Outcome	Observed Frequency	Expected Frequency
1	113	100
2	101	100
3	106	100
4	81	100
5	108	100
6	91	100

For chi square test, test statistic is given by

  ${\chi }^2={\displaystyle \sum _{i=1}^n\frac{{\left(Observed-Expected\right)}^2}{Expected}}$

Using calculator,

  ${\chi }^2=7.12$ --------------------------------- (i)

Using chi square table, let’s calculate ${\chi }_{0.05,5}^2$ , where 5 is the degree of freedom

  ${\chi }_{0.05,5}^2=\text{11}\text{.1}$ ------------------------------- (ii)

It can be clearly seen that chi square calculated is less than chi square tabulated. Hence, do not have enough evidences to reject null hypothesis.

This implies that die is fair.

To determine

The p-value for the test ${\text{H}}_0:p_i=\frac{1}{6}$ for each $p_i$

Answer to Problem 29E

Hypothesis	p-value
${\text{H}}_0:p_1=\frac{1}{6}$	$0.1415$
${\text{H}}_0:p_2=\frac{1}{6}$	$0.8779$
${\text{H}}_0:p_3=\frac{1}{6}$	$0.4825$
${\text{H}}_0:p_4=\frac{1}{6}$	$0.0413$
${\text{H}}_0:p_5=\frac{1}{6}$	$0.3567$
${\text{H}}_0:p_6=\frac{1}{6}$	$0.3454$

Explanation of Solution

Let’s declare hypothesis

  ${\text{H}}_0:p_1=\frac{1}{6}$ V/s

  $H_1:p_1\ne \frac{1}{6}$

Now,

  $\widehat{p_1}=\frac{113}{600}$

  $\widehat{p_1}=0.1883$

For the test statistic,

  $\begin{array}{l}Z=\frac{\widehat{p_1}-p_1}{\sqrt{\frac{p_1(1-p_1)}{n}}}\\ Z=\frac{0.1883-\frac{1}{6}}{\sqrt{\frac{\frac{1}{6}\left(\frac{5}{6}\right)}{600}}}\end{array}$

Using calculator,

  $Z=1.47$

For $\alpha =0.05$ , p-value one has to find $P(|Z|\le 1.96)$

Using calculator,

  $P(|Z|\le 1.96)=0.1415$

In a similar manner,

Hypothesis	p-value
${\text{H}}_0:p_1=\frac{1}{6}$	$0.1415$
${\text{H}}_0:p_2=\frac{1}{6}$	$0.8779$
${\text{H}}_0:p_3=\frac{1}{6}$	$0.4825$
${\text{H}}_0:p_4=\frac{1}{6}$	$0.0413$
${\text{H}}_0:p_5=\frac{1}{6}$	$0.3567$
${\text{H}}_0:p_6=\frac{1}{6}$	$0.3454$

To determine

The proof that ${\text{H}}_0:p_4=\frac{1}{6}$ is rejected at $\alpha =0.05$ level of significance.

Explanation of Solution

Let’s declare hypothesis,

  ${\text{H}}_0:p_4=\frac{1}{6}$ V/s

  $H_1:p_4\ne \frac{1}{6}$

In the above part, p- value was obtained as $0.0413$ . For $\alpha =0.05$ level of significance, p-value is less than level of significance. Hence null hypothesis is rejected.

To determine

Why the reasoning of gambler is incorrect.

Explanation of Solution

First of all when multiple tests are performed then ‘multiple testing problem’ occurs, which states that as more hypothesis test are performed, small p-values become less meaningful.
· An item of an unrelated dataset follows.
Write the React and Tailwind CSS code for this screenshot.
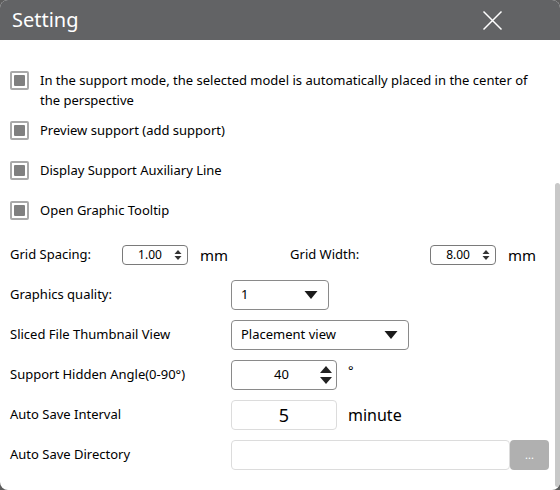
const FONT = { fontFamily: '"Noto Sans", "Open Sans", sans-serif' };

function Check({ children }) {
  return (
    <div className="flex items-start gap-[11px]">
      <div className="mt-[1px] w-[19px] h-[19px] shrink-0 border-2 border-[#a9a9a9] rounded-[2px] bg-white flex items-center justify-center">
        <div className="w-[11px] h-[11px] bg-[#808080] rounded-[1px]" />
      </div>
      <div className="text-[13px] leading-[20px] text-black">{children}</div>
    </div>
  );
}

function SmallSpin({ value }) {
  return (
    <div className="w-[66px] h-[20px] border border-[#7a7a7a] rounded-[4px] bg-white flex items-center">
      <span className="flex-1 text-center text-[12px] leading-none pl-[4px]">{value}</span>
      <svg width="10" height="12" viewBox="0 0 10 12" className="mr-[4px]">
        <path d="M5 1 L8.5 5 H1.5 Z" fill="#333" />
        <path d="M5 11 L8.5 7 H1.5 Z" fill="#333" />
      </svg>
    </div>
  );
}

function Combo({ value, width }) {
  return (
    <div
      className={`${width} h-[30px] border border-[#8a8a8a] rounded-[4px] bg-white flex items-center pl-[9px] pr-[10px]`}
    >
      <span className="flex-1 text-[13px]">{value}</span>
      <svg width="14" height="10" viewBox="0 0 14 10">
        <path d="M0.5 1 H13.5 L7 9 Z" fill="#1a1a1a" />
      </svg>
    </div>
  );
}

function Row({ label, children }) {
  return (
    <div className="flex items-center h-[30px]">
      <div className="w-[221px] text-[13px]">{label}</div>
      {children}
    </div>
  );
}

export default function App() {
  return (
    <div className="w-[560px] h-[490px] bg-[#5d5d5d]" style={FONT}>
      <div className="w-full h-full bg-white rounded-[8px] overflow-hidden flex flex-col">
        <div className="h-[40px] shrink-0 bg-[#626365] flex items-center justify-between pl-[12px] pr-[57px]">
          <span className="text-white text-[20px] leading-none">Setting</span>
          <svg width="21" height="21" viewBox="0 0 21 21">
            <path d="M1.5 1.5 L19.5 19.5 M19.5 1.5 L1.5 19.5" stroke="#fff" strokeWidth="1.5" />
          </svg>
        </div>

        <div className="flex-1 flex">
          <div className="flex-1 pl-[10px] pr-[6px]">
            <div className="flex flex-col pt-[30px]">
              <Check>
                In the support mode, the selected model is automatically placed in the center of
                <br />
                the perspective
              </Check>
              <div className="mt-[10px]">
                <Check>Preview support (add support)</Check>
              </div>
              <div className="mt-[20px]">
                <Check>Display Support Auxiliary Line</Check>
              </div>
              <div className="mt-[20px]">
                <Check>Open Graphic Tooltip</Check>
              </div>
            </div>

            <div className="flex items-center h-[20px] mt-[25px]">
              <div className="w-[112px] text-[13px]">Grid Spacing:</div>
              <SmallSpin value="1.00" />
              <span className="ml-[12px] text-[15px]">mm</span>
              <div className="ml-[62px] w-[140px] text-[13px]">Grid Width:</div>
              <SmallSpin value="8.00" />
              <span className="ml-[12px] text-[15px]">mm</span>
            </div>

            <div className="flex flex-col gap-[10px] mt-[15px]">
              <Row label="Graphics quality:">
                <Combo value="1" width="w-[98px]" />
              </Row>
              <Row label="Sliced File Thumbnail View">
                <Combo value="Placement view" width="w-[178px]" />
              </Row>
              <Row label="Support Hidden Angle(0-90°)">
                <div className="w-[106px] h-[30px] border border-[#8a8a8a] rounded-[4px] bg-white flex items-center">
                  <span className="flex-1 text-center text-[13px] pl-[12px]">40</span>
                  <svg width="14" height="20" viewBox="0 0 14 20" className="mr-[3px]">
                    <path d="M7 1 L13 8 H1 Z" fill="#222" />
                    <path d="M7 19 L13 12 H1 Z" fill="#222" />
                  </svg>
                </div>
                <span className="ml-[11px] text-[13px] self-start mt-[1px]">°</span>
              </Row>
              <Row label="Auto Save Interval">
                <div className="w-[106px] h-[30px] border border-[#dcdcdc] rounded-[4px] bg-white flex items-center justify-center text-[18px]">
                  5
                </div>
                <span className="ml-[11px] text-[16px]">minute</span>
              </Row>
              <Row label="Auto Save Directory">
                <div className="w-[279px] h-[30px] border border-[#dcdcdc] rounded-[4px] bg-white" />
                <div className="w-[39px] h-[30px] rounded-[4px] bg-[#b0b0b0] text-white text-[11px] flex items-center justify-center">
                  ...
                </div>
              </Row>
            </div>
          </div>

          <div className="w-[8px] shrink-0 pt-[143px] pb-[3px] pr-[3px]">
            <div className="w-[5px] h-full bg-[#c8c8c8] rounded-full" />
          </div>
        </div>
      </div>
    </div>
  );
}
Hence, it is preferred to adjust p-value using bonferroni adjustment.

Conclusions has been made without taking bonferroni adjustment into account. Therefore, gambler’s reasoning is incorrect.

To determine

The adjusted p-value using Bonferroni adjustment for the test ${\text{H}}_0:p_4=\frac{1}{6}$

Answer to Problem 29E

Modified p-value $=0.2478$ .

It can be concluded that dice is fair.

Explanation of Solution

Let’s declare hypothesis,

  ${\text{H}}_0:p_4=\frac{1}{6}$ V/s

  $H_1:p_4\ne \frac{1}{6}$

First of all when multiple tests are performed then ‘multiple testing problem’ occurs, which states that as more hypothesis test are performed, small p-values become less meaningful.
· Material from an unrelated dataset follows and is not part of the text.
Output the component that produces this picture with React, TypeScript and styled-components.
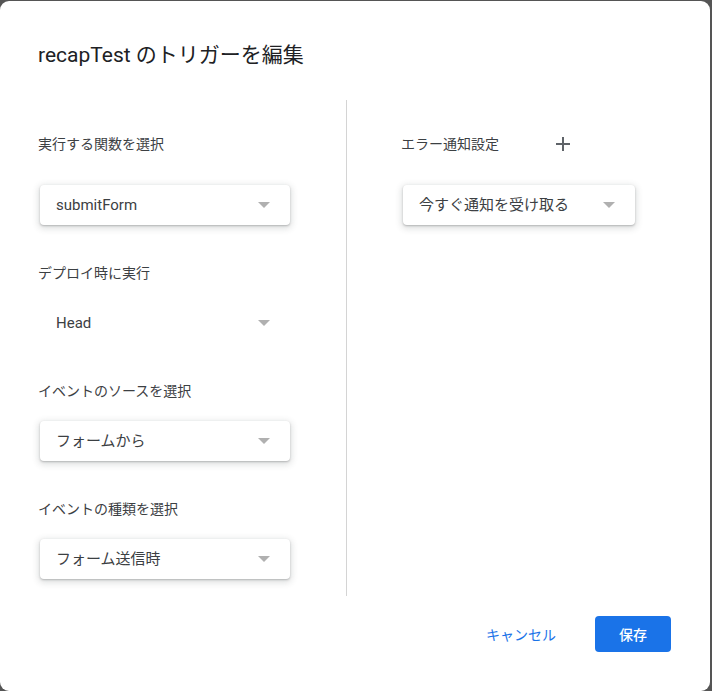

Hence, it is preferred to adjust p-value using bonferroni adjustment.In the above part, p- value was obtained as $0.0413$

Modified p-value $=0.2478$

It is clearly seen that p value is greater than $\alpha =0.05$ . Hence, do not have enough evidences to reject null hypothesis.

Now, it can be concluded that dice is fair.